An Essential Guide to the Legal Framework for Digital Shares

The Swiss DLT Act, which came into force on 1 February 2021, created the so-called ledger-based security (How Switzerland’s New Law on Distributed Ledger Technology May Reshape Securitization). This is based on a distributed electronic register (Distributed Ledger Technology, or DLT), on which shares or other digital assets can be displayed and administered.

Advantages of digital shares

Creating digital assets under the DLT Act facilitates secure and efficient processing of transactions, without the requirement for a central control point. In particular, the underlying blockchain technology resolves the double-spending problem.

In the analog world, uncertificated shares and other rights not linked to a physical object can be transferred multiple times – a difficult problem to resolve. In contrast, a DLT share purchaser can be certain that the seller has not already assigned the share to someone else.

Additionally, digital shares enable transfer restrictions and rights of sale or purchase, which are usually set out in shareholder agreements, to be programmed and executed automatically using smart contracts. Potentially, processes for increasing capital or dividend distribution could also be automated.

Finally, DLT securities should also make it easier for smaller companies, which previously had minimal access to capital markets, to raise capital and may also promote the creation of a secondary market for such assets.

The legal framework

The issue of digital shares requires a provision in the company’s articles of association. Alternatively, the board can be authorized to issue existing or new shares as ledger-based securities.

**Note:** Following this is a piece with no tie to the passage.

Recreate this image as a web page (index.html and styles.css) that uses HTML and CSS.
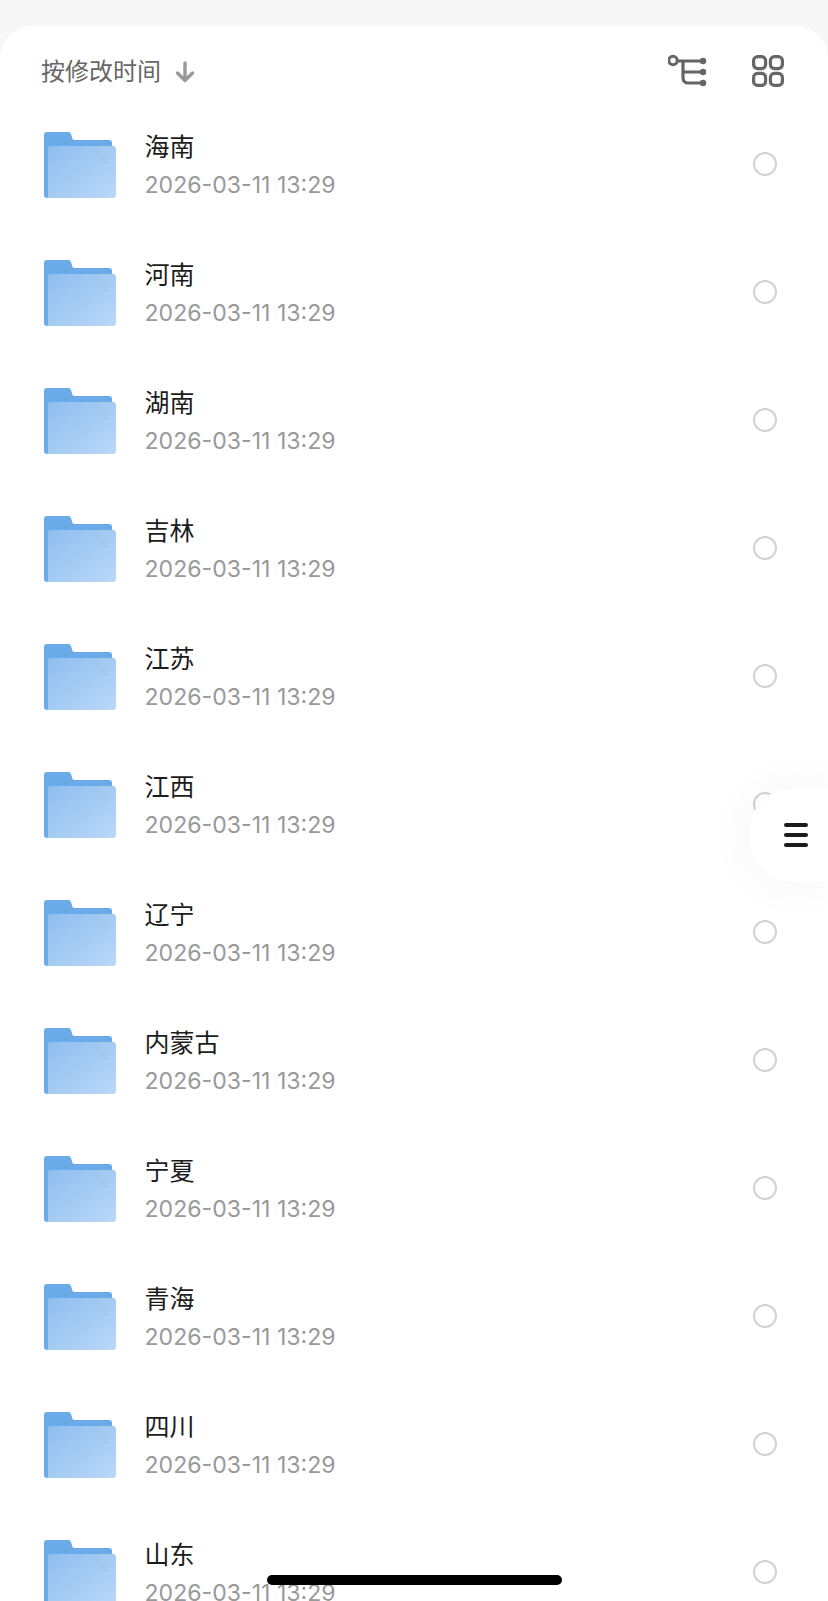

When introducing a securities ledger, companies must ensure that the relevant shares are only transferable using the digital register Additionally, shareholders must be able to inspect and dispose of their holdings without the company’s involvement.

The digital register must be suitably protected against unauthorized attacks and modifications. To protect technology neutrality, the law also permits technical solutions other than distributed ledger technology.

The statutory requirements for company formations or capital increases still need to be complied with when creating digital shares. Notarial authorization is also still required. Payment for digital shares is made in the usual way - either by cash or a contribution in kind. Capital can also be paid in a cryptocurrency. However, as only national currencies are considered cash, when depositing crypto, the increased requirements for a contribution in kind must be followed.

Finally, be aware that a public offer of digital shares requires publication of a prospectus in accordance with the Financial Services Act, if the offer is not just aimed at professional investors and the statutory thresholds are exceeded.

Protection against loss and theft

The law gives some protection against the illegal transfer of ledger-based securities, as the original owner may have a claim against an acquirer acting in bad faith. Otherwise, the principle protecting acquisition in good faith applies, meaning that ownership by a person who acquires a “stolen object” in good faith is protected.

Just like physical securities, digital securities can be declared invalid in the event of loss, using the relevant court procedures. An owner who can no longer access his or her digital shares can apply for a cancellation - for example, if the private key giving access to the digital assets has been lost.

The law also requires a company issuing shares as ledger-based securities to ensure that the digital ledger is correctly set up and functions smoothly. The company is therefore responsible for the integrity of the ledger and liable to shareholders who suffer losses due to technical faults.